#### [Task requirements]
Select from the records below every line that has the word "this" in it.

#### [Extracted records]
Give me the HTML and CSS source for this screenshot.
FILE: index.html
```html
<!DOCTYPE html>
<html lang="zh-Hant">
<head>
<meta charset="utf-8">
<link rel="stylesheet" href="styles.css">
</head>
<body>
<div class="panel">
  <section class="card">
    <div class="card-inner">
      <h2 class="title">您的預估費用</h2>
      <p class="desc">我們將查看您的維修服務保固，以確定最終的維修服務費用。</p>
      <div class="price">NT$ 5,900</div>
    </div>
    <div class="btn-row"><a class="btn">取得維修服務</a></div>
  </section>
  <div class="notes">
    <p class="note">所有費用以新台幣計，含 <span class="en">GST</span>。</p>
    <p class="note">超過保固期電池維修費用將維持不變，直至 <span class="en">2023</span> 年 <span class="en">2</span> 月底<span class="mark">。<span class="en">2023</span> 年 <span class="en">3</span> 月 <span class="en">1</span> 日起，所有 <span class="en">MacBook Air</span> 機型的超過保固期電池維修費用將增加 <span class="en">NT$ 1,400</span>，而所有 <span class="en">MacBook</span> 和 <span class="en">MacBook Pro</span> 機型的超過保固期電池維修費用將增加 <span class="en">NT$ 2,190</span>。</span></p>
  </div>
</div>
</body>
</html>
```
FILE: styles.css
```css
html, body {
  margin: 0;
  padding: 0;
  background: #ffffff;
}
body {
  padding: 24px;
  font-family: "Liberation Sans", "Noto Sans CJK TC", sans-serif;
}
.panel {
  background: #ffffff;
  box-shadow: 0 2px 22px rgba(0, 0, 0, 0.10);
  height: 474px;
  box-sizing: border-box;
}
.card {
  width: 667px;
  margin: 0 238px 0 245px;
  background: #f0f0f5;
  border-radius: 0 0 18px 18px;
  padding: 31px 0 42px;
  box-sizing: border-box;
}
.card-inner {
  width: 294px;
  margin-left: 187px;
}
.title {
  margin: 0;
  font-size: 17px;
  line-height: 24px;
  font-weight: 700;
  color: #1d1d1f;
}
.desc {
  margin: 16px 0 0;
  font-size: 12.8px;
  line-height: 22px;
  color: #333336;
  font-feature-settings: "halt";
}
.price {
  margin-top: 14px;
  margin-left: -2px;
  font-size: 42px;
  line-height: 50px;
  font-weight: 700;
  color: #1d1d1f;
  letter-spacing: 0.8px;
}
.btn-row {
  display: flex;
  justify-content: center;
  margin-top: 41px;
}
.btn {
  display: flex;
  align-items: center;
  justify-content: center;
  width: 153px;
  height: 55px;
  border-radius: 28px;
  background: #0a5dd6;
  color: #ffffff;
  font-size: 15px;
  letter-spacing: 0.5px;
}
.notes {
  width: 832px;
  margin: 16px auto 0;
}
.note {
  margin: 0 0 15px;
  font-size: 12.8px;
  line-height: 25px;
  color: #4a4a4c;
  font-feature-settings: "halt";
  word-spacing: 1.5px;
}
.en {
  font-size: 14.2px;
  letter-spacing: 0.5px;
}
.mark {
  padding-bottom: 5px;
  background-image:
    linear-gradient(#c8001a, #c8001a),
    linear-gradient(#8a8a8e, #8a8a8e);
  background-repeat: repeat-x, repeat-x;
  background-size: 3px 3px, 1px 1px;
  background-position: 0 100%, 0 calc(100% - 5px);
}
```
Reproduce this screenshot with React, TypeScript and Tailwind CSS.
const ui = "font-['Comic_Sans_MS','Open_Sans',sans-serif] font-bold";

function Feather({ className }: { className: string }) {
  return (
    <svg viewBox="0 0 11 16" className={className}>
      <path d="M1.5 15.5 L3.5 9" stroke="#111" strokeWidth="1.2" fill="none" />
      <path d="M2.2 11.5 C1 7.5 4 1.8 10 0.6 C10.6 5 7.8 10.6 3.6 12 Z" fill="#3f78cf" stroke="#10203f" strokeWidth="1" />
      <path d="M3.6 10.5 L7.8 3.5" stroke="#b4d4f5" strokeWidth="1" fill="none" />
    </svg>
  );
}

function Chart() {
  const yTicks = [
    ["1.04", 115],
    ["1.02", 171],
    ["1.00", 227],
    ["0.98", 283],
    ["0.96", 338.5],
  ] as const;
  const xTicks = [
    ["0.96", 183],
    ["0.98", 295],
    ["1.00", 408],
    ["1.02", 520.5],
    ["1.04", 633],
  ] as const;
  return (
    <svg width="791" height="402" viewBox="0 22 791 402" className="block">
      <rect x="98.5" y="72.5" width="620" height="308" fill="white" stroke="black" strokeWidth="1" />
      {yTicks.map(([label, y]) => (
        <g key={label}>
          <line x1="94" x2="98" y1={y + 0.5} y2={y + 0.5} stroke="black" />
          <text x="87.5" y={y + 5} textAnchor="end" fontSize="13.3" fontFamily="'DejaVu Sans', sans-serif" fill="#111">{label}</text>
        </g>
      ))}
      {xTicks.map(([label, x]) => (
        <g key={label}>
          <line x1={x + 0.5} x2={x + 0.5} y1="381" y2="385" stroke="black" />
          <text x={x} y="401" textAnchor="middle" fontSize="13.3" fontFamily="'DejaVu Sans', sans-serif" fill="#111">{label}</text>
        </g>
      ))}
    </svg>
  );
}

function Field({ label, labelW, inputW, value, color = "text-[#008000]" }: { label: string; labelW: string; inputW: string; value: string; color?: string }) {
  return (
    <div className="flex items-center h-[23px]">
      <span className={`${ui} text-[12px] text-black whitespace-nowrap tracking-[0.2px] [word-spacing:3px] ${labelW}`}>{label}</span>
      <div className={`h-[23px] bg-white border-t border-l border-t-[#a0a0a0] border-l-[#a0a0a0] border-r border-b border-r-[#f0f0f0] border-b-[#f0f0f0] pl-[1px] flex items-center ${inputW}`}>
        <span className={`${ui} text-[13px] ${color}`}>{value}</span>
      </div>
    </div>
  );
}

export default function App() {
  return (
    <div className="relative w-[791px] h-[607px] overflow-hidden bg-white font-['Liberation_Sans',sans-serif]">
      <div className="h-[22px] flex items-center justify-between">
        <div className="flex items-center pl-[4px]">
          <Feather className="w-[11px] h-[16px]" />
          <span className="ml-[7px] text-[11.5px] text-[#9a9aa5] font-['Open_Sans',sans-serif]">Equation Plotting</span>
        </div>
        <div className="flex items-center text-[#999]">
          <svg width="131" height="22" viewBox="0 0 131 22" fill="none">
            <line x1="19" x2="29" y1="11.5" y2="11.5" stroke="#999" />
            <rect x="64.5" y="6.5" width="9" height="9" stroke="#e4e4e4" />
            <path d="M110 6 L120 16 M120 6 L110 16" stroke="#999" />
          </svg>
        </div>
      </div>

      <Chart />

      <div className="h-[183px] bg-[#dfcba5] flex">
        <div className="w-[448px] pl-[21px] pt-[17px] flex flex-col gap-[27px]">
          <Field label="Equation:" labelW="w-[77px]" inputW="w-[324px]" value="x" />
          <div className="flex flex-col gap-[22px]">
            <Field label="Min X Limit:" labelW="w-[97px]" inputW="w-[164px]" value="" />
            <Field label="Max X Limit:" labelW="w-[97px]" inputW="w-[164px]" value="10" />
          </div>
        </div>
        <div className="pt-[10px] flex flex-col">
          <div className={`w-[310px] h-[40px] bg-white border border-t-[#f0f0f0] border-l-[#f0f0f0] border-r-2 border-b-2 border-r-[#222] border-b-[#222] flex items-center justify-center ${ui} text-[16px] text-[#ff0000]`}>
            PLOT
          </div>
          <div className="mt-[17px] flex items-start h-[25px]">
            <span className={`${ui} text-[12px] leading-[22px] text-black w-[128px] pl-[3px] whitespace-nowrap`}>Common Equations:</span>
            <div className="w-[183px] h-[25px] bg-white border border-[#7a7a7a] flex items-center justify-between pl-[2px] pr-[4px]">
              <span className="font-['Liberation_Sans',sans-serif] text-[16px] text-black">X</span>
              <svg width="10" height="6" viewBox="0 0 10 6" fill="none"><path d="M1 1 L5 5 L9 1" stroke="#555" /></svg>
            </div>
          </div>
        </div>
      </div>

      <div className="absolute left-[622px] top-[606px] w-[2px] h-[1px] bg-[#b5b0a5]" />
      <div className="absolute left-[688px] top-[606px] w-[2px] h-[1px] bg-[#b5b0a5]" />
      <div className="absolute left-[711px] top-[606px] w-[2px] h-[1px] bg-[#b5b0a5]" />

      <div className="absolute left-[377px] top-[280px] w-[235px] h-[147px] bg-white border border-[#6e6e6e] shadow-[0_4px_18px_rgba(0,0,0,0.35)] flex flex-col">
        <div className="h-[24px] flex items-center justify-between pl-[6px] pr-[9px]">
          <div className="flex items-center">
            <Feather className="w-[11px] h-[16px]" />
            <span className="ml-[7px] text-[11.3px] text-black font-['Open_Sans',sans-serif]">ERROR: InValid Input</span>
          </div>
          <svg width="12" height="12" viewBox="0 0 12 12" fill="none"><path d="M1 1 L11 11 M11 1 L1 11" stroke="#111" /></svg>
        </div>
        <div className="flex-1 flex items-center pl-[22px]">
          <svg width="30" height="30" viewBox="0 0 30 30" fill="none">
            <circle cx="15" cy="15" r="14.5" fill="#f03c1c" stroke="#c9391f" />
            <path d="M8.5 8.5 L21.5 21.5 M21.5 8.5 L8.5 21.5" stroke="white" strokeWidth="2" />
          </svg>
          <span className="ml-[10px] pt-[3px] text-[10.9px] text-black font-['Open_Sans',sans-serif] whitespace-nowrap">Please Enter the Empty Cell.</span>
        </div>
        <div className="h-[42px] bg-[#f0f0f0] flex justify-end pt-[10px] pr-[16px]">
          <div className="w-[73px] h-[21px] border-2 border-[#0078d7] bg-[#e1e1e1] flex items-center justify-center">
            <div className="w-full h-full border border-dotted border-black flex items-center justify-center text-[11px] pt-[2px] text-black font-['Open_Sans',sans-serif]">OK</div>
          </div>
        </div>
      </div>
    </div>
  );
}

#### [Output of the exercise]
Give me the HTML and CSS source for this screenshot.
Reproduce this screenshot with React, TypeScript and Tailwind CSS.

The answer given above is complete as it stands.